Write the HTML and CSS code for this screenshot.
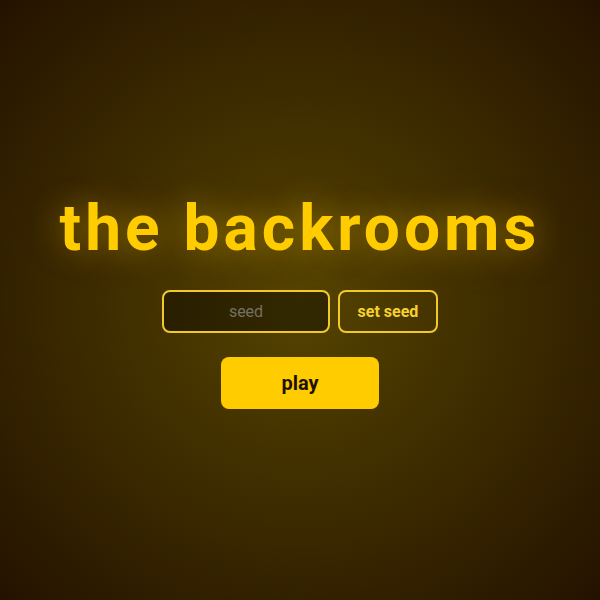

------------

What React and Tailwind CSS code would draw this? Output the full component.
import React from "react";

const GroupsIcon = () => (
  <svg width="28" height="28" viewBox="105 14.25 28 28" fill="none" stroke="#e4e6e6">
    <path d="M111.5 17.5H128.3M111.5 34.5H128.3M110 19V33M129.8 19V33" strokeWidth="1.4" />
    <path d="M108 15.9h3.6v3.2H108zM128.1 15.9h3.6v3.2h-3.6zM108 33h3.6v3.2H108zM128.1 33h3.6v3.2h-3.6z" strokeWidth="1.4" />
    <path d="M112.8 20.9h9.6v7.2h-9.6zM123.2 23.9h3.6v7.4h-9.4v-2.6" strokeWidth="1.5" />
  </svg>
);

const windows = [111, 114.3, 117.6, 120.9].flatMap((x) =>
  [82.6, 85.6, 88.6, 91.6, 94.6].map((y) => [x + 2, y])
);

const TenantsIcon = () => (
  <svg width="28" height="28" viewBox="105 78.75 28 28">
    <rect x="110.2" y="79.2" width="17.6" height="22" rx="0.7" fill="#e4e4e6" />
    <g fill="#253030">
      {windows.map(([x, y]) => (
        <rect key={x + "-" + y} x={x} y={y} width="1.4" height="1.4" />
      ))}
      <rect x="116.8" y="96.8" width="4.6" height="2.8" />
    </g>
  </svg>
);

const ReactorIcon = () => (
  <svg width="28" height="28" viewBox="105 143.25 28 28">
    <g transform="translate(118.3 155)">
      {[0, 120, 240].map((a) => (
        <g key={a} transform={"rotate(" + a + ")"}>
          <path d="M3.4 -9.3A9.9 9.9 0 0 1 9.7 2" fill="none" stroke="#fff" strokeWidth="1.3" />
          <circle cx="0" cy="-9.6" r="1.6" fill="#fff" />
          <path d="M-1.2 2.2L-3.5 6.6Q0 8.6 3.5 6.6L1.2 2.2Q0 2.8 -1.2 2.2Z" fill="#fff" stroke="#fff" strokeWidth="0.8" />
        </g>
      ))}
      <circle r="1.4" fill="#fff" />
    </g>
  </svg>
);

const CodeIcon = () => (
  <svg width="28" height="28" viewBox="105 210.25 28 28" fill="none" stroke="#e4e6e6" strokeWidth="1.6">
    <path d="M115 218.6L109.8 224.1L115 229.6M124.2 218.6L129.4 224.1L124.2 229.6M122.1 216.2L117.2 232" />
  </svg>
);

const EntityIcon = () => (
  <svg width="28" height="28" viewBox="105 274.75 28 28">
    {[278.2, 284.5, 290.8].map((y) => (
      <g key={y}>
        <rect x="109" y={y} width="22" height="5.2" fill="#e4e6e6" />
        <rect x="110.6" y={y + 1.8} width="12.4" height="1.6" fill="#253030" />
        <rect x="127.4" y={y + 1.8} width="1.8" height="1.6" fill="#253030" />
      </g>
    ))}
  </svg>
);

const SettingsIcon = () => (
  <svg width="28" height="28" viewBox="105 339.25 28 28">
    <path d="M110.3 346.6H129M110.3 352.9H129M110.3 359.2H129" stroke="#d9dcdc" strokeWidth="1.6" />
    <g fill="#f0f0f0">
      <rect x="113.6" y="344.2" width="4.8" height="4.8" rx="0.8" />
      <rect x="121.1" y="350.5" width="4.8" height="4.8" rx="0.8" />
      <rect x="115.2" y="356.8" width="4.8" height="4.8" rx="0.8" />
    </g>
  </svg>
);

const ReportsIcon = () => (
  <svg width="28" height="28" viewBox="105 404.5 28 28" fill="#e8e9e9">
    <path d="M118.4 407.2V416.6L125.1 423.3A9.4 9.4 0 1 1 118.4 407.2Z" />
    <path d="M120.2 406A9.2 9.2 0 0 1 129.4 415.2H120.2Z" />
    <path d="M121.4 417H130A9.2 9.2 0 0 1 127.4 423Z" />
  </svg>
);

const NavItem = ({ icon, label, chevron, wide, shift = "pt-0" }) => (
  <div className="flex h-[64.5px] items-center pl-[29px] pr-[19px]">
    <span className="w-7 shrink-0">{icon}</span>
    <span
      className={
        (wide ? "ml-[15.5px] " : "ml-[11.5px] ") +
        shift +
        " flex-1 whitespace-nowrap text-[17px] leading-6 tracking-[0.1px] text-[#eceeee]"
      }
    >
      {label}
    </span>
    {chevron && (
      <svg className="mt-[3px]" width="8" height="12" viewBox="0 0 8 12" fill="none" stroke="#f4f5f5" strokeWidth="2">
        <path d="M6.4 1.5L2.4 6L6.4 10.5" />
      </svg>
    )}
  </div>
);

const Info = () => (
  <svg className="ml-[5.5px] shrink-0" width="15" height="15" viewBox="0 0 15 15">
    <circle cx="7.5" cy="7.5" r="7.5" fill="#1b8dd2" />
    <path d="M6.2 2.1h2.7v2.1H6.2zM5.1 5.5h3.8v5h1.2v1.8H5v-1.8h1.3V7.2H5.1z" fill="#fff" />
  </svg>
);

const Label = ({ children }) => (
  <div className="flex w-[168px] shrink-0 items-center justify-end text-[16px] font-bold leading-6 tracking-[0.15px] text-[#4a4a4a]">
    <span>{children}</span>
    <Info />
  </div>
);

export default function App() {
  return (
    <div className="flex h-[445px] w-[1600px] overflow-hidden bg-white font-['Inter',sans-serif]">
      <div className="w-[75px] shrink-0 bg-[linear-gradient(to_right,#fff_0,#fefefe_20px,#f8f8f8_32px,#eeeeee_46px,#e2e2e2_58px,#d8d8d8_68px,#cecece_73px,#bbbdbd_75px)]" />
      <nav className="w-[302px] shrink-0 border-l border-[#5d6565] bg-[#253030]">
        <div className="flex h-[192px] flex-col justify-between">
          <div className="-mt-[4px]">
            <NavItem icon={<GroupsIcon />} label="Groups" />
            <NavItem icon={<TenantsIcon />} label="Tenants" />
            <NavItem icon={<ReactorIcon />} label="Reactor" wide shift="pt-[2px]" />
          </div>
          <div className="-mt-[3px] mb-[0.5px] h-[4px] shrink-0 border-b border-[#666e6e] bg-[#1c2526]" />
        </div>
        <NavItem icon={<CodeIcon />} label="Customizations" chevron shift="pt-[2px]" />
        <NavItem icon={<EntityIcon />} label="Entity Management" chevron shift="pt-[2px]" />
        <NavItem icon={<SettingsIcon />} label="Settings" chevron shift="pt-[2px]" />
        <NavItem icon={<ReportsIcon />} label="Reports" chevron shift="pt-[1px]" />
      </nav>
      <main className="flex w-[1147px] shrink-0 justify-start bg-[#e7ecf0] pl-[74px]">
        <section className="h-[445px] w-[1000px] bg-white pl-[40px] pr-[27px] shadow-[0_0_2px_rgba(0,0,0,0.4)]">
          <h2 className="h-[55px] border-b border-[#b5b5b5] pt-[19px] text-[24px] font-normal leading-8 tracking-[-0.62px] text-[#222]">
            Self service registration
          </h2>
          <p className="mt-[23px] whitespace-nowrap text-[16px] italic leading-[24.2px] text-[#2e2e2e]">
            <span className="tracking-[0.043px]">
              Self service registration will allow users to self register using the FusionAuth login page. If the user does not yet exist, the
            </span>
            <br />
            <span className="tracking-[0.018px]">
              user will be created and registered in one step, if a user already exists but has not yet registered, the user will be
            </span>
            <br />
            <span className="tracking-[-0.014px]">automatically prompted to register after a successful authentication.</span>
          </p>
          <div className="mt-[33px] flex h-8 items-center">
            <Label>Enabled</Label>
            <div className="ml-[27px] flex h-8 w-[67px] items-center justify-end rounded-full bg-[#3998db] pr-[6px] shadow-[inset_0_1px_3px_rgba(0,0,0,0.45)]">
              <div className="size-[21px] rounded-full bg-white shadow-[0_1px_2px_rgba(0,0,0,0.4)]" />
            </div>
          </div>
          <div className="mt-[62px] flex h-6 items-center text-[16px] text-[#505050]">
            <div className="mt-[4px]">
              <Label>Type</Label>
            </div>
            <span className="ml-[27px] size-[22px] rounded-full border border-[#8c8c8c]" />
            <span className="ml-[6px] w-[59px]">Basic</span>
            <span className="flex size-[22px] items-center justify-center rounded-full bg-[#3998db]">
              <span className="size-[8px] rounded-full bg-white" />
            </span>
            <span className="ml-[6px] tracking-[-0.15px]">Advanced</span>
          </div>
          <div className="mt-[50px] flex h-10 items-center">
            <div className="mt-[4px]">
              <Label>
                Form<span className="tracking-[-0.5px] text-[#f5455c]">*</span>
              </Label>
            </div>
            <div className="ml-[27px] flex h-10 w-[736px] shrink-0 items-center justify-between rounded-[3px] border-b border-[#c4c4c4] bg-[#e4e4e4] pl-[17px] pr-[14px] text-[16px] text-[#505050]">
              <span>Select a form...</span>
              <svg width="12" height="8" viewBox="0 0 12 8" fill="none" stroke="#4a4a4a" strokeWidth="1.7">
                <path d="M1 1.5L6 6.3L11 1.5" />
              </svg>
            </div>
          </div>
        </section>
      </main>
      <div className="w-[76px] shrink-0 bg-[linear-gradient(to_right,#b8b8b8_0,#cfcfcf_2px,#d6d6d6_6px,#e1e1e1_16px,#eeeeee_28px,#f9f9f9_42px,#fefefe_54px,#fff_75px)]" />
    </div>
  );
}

------------

_Task instructions:_ Copy each line that holds the word "this".

_Complete response:_
Write the HTML and CSS code for this screenshot.
What React and Tailwind CSS code would draw this? Output the full component.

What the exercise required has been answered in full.